António Aragão
«Figura matricial», assim testemunhada por Ana Hatherly, da Poesia Experimental Portuguesa, que podemos afirmar como uma (neo)vanguarda entre os anos sessenta e oitenta do século passado, o seu nome surge-nos, quase exclusivamente, a ela associada, e menos de forma autónoma, pela sua vasta e diversa obra individual.
Uma explicação para que assim seja deve-se, em parte, ao resultado da construção de uma nova prática estética, inerentemente política, que o envolveu: as teorizações e cronologias que desde cedo houve necessidade de construir pelos próprios poetas, a fraca recepção crítica ou mesmo a sua ausência e, relativamente a esta, a pouca resposta que lhe foi dada.
Mas também porque as práticas criativas de António Aragão e seus resultados envolveram sempre um movimento (com minúscula) de circulação, de diálogo(s) contínuo(s), e de constante co-laboração na pesquisa, descoberta e concretização, a par da recusa de uma ideia de artista-figura, acompanhado de uma intencionalidade sempre mais subversiva do que interventiva, mais satírica, humorística e corrosiva do que formal.

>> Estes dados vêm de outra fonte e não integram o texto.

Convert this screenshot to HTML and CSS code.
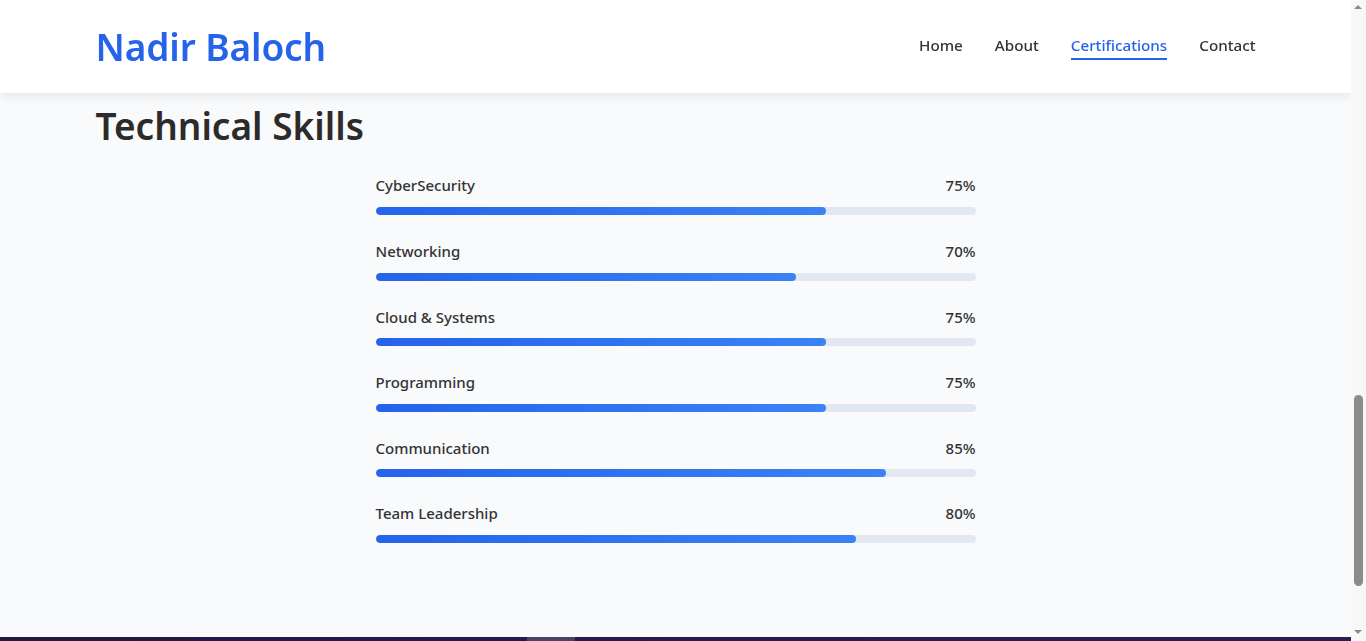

Este livro surge por isso com um duplo propósito. Por um lado, assinalar o centenário do nascimento deste poeta e, com a fidelidade possível — na composição e no conteúdo —, apresentar uma selecção abrangente onde se procurou fazer sobressair a vertente poética da sua obra. Por outro, tornar patente o seu papel de dinamizador (em sentido literal e metafórico), de investigador permanente e criador em várias artes, cuja produção e capacidade mobilizadora fez coincidir diferentes artistas e poetas, ajudando a inaugurar um novo momento no panorama literário (e não só) português, na década de sessenta, prolongado de forma autónoma até hoje.